■ **GIVEN TASK**: Return the lines below that carry the word "this".

■ **DATA SUPPLIED**:
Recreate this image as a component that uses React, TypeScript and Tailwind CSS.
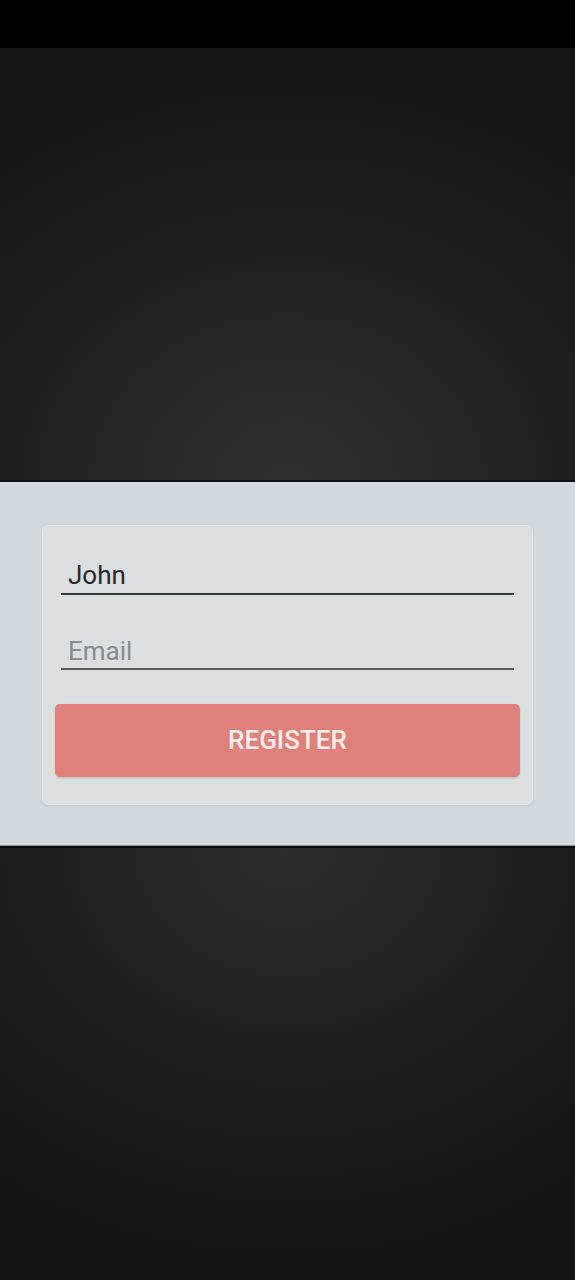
---
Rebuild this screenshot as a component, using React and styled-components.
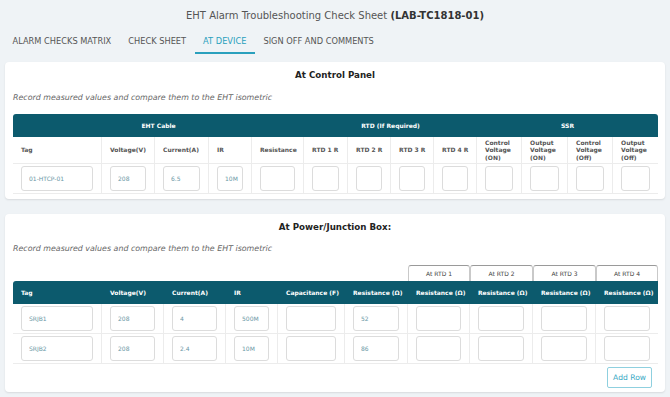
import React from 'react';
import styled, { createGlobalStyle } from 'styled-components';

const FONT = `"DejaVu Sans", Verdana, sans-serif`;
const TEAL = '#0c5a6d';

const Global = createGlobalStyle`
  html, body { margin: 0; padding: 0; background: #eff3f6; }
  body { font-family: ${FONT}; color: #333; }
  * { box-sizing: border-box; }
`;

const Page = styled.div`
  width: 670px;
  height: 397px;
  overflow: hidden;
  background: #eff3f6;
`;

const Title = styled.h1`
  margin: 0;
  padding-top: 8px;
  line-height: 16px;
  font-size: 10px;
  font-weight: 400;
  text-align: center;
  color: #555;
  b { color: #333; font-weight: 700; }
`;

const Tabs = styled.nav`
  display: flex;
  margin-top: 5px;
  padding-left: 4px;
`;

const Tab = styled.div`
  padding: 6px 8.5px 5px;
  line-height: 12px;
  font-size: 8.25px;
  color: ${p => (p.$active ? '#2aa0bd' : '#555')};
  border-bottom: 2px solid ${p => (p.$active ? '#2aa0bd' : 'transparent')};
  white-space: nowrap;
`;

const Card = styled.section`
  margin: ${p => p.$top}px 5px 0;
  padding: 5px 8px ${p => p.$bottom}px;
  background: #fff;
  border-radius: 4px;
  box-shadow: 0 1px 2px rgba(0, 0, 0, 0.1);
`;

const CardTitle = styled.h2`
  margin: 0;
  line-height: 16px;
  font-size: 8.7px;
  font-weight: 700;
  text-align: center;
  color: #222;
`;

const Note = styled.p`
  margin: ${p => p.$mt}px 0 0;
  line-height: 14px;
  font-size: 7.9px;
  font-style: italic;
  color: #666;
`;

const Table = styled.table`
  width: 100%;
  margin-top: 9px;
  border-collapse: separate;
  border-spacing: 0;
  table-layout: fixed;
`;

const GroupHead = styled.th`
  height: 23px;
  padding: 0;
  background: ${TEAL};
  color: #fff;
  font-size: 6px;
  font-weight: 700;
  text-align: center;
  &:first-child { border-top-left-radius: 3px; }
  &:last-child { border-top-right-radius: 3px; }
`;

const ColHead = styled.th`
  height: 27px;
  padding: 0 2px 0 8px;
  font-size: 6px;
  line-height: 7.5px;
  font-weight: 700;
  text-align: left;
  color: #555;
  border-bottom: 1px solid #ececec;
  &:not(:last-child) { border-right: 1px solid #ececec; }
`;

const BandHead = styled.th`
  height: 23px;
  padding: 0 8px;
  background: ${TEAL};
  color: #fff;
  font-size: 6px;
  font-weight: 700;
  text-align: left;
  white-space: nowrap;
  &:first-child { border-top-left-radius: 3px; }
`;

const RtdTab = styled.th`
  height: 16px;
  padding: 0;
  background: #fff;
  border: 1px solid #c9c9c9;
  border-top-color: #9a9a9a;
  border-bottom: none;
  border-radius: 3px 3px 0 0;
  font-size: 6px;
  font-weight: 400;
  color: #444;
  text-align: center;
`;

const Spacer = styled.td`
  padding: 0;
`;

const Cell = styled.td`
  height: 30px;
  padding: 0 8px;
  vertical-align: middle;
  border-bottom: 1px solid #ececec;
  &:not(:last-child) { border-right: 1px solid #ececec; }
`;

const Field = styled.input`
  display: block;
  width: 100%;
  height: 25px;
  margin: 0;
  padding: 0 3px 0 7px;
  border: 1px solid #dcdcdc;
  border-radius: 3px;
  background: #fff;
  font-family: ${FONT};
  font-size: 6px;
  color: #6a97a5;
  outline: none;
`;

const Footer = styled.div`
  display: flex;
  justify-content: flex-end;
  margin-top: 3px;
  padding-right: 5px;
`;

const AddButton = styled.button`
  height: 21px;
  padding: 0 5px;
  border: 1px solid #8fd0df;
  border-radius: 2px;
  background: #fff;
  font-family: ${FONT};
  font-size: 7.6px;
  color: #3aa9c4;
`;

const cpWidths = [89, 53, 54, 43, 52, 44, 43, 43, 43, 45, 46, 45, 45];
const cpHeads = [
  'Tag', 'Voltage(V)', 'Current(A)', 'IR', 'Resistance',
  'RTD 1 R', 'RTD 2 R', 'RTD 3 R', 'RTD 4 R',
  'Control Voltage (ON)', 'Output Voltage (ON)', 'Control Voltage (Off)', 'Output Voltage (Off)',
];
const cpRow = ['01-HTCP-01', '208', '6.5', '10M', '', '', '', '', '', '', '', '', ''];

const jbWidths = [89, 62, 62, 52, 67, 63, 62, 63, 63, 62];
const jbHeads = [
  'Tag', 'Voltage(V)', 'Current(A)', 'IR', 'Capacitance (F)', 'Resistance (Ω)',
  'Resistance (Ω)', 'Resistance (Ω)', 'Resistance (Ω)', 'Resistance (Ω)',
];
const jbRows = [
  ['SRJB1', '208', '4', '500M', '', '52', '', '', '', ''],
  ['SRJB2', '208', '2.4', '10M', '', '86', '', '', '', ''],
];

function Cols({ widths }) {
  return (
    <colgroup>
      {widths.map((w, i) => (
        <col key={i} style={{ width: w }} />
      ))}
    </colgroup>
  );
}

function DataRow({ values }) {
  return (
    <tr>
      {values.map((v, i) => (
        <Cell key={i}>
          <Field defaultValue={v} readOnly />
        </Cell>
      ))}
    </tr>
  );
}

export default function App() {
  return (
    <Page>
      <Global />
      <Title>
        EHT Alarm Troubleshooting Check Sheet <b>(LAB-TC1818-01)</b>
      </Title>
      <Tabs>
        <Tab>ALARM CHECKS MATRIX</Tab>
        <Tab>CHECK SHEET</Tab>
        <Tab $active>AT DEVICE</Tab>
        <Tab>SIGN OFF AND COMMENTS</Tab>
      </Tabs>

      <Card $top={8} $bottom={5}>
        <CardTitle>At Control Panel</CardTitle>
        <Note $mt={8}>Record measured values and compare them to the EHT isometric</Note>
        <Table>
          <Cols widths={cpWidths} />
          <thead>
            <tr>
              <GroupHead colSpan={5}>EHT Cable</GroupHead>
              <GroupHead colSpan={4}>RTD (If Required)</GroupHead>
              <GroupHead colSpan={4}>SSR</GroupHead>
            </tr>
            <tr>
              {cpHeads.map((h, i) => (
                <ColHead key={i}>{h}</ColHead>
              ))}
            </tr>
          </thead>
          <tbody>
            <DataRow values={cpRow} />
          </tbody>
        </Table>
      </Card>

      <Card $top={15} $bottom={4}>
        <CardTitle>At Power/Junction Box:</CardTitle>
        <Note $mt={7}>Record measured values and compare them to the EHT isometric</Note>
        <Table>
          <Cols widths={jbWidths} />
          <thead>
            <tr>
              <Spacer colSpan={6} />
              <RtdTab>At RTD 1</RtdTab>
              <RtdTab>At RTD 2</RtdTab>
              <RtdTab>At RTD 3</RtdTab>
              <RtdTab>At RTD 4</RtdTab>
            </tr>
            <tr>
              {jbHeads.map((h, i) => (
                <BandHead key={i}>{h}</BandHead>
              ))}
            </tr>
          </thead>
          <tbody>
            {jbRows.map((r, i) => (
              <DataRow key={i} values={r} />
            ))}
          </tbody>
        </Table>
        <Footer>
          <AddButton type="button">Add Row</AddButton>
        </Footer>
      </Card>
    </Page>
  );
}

■ **ANSWER TO THE EXERCISE**:
Recreate this image as a component that uses React, TypeScript and Tailwind CSS.
Rebuild this screenshot as a component, using React and styled-components.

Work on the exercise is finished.